A word of advice: when a woman looks at you with “longing? Curiosity? Fondness? (…) whatever it was, it was intense”, do not assume she’s “just a coworker, or maybe a friend at best”. Especially if you’re a character in a lesbian romance novel. It makes no sense.
The main problem with this novel is that it’s frustrating. I could get over the characters’ immaturity, we all have our journey and some take longer than others (and Cassidy’s got excuses). That’s okay. The story itself is okay – with some really moving parts –, the characters didn’t grab me but they’re okay too. My problem is more with the writing itself, or the editing, I don’t know exactly. Some things don’t make sense, and after a while, it gets annoying.
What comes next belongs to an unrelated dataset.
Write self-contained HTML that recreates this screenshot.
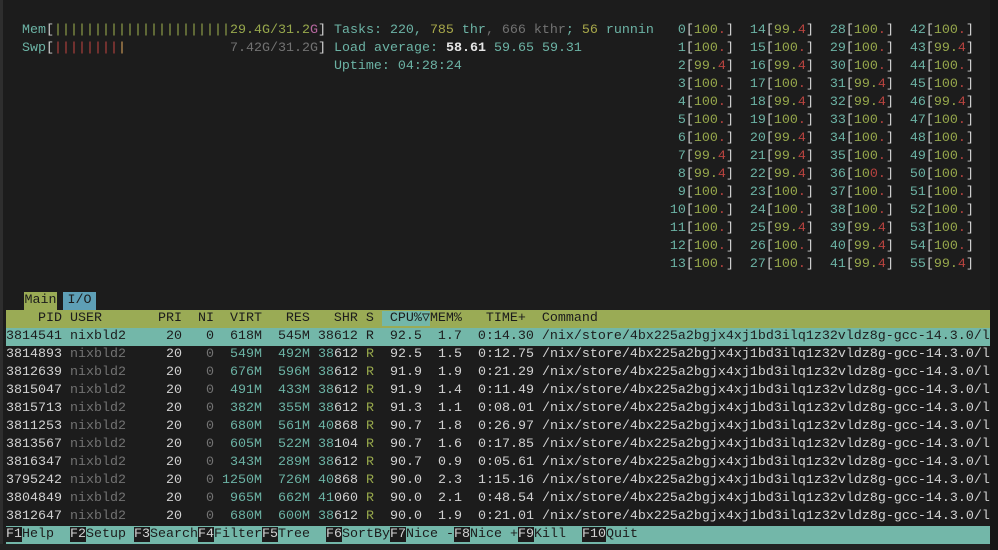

One example: Pierce knows she’s good in bed because many of her former lovers have told her so (yeah, she can be a little obnoxious when she’s talking to herself, she’s a lot more charming with others) then a few chapters later, she’s trying to remember “anyone who might have said she held any kind of skills whatsoever under the sheets”. And why does she need her cousin’s advice on what to do with a woman if that advice is what the reader has been told she’s been doing all along? That’s just one example but there are other times where the characters contradict themselves and also quite a few repetitions – I’m not talking about voluntary stylistic ones.
I have read worse books but this one is annoyingly inconsistent. There are a few strokes of brilliance here and there, but not enough to choose First Do No Harm over most of the novels being released right now.